When will this “Guidance” be Implemented?

The GVA was published in March to be subjected to public consultation.
This gives it the appearance of the public having a say in the
implementation of it, but when you read it carefully they will
consider feedback only on “relevant issues” they themselves selected.
Other feedback might be considered in the next review in 12 months (by
then, most current recommendations will likely have been passed into
law). In other words, this will be it, with minor adjustments.

June 2021 FATF previewed all feedback and July 2021 these new
“recommendations” would become official. However, last Friday, June
25, FATF postponed the finalization of the recommendations to October
2021. From that day forwards, we can expect these recommendations to
start being implemented in our national legal systems, and as such,
start affecting our lives.

This process has been successfully used in the banking system and tax
systems―it is now coming for crypto. It is worth noting that
individual countries might decide on even more specific or explicit
prohibitions on top of this. It is also worth noting that these
regulations do not apply to central bank-issued digital currencies.

How Will Cryptos Be Regulated?

Before we can understand how FATF proposes to regulate cryptos, we
must learn what they mean when they talk about a Virtual Asset:

“A virtual asset is a digital representation of value that can be
digitally traded, or transferred, and can be used for payment or
investment purposes. Virtual assets do not include digital
representations of fiat currencies, securities and other financial
assets that are already covered elsewhere in the FATF
Recommendations.” (GVA, p98)

Cryptos will not be outright banned. They will be regulated via an
indirect method; those who facilitate virtual asset transactions, are
designated as a Virtual Asset Service Provider, or VASP.

Next, all VASPs will be subjected to similar regulation as banks. The
definition of VASP is so wide that most current projects in the crypto
space are covered by it.

Definition of a VASP:

*“*VASP: Virtual asset service provider means any natural or legal
person who [...] as a business conducts one or more of the following
activities or operations for or on behalf of another natural or legal

    exchange between virtual assets and fiat currencies;
    exchange between one or more forms of virtual assets;
    transfer of virtual assets (In this context of virtual assets,
transfer means to conduct a transaction on behalf of another natural
or legal person that moves a virtual asset from one virtual asset
address or account to another.);
    safekeeping and/or administration of virtual assets or instruments
enabling control over virtual assets; and
    participation in and provision of financial services related to an
issuer’s offer and/or sale of a virtual asset.” (GVA, p18)
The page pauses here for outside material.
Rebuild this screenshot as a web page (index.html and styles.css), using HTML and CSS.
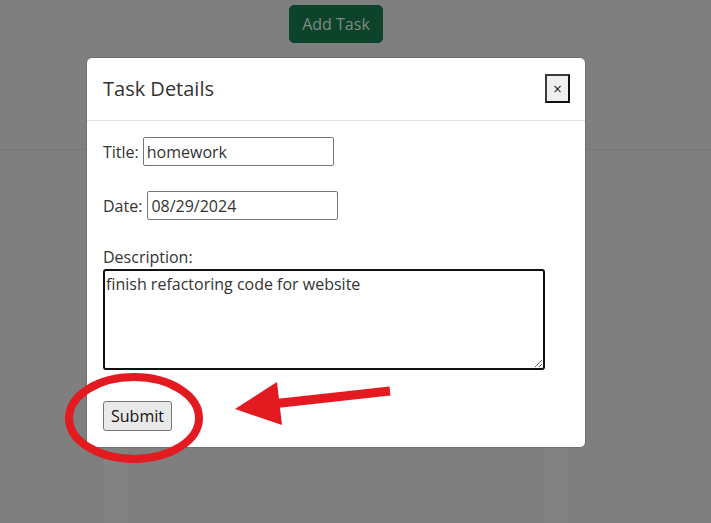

Many Organizations and Individuals Will Be Designated as VASPs:

A VASP is any natural or legal person, and “the obligations in the
FATF Standards stem from the underlying financial services offered
without regard to an entity’s operational model, technological tools,
ledger design, or any other operating feature.” (GVA, p21)

The expansiveness of these definitions represents a conscious choice
by the FATF. “Despite changing terminology and innovative business
models developed in this sector, the FATF envisions very few VA
arrangements will form and operate without a VASP involved at some
stage.” (GVA, p29)

For those wondering if they are a VASP, the following general
questions can help guide the answer:

    “who profits from the use of the service or asset;
    who established and can change the rules;
    who can make decisions affecting operations;
    who generated and drove the creation and launch of a product or service;
    who possesses and controls the data on its operations; and
    who could shut down the product or service.

Individual situations will vary and this list offers only some
examples.” (GVA, p30)

What Are VASPs Obliged to Do?

All VASPs will be forced to implement KYC legislation and monitor
transactions. They become fully regulated entities who need to obtain
a license. Individuals can also be labeled a VASP.

The real kicker is that all activities not part of the regulated
system are labeled as “high-risk.” And as such, those performing such
activities become high-risk persons, which could have repercussions
for accessing the wider financial system.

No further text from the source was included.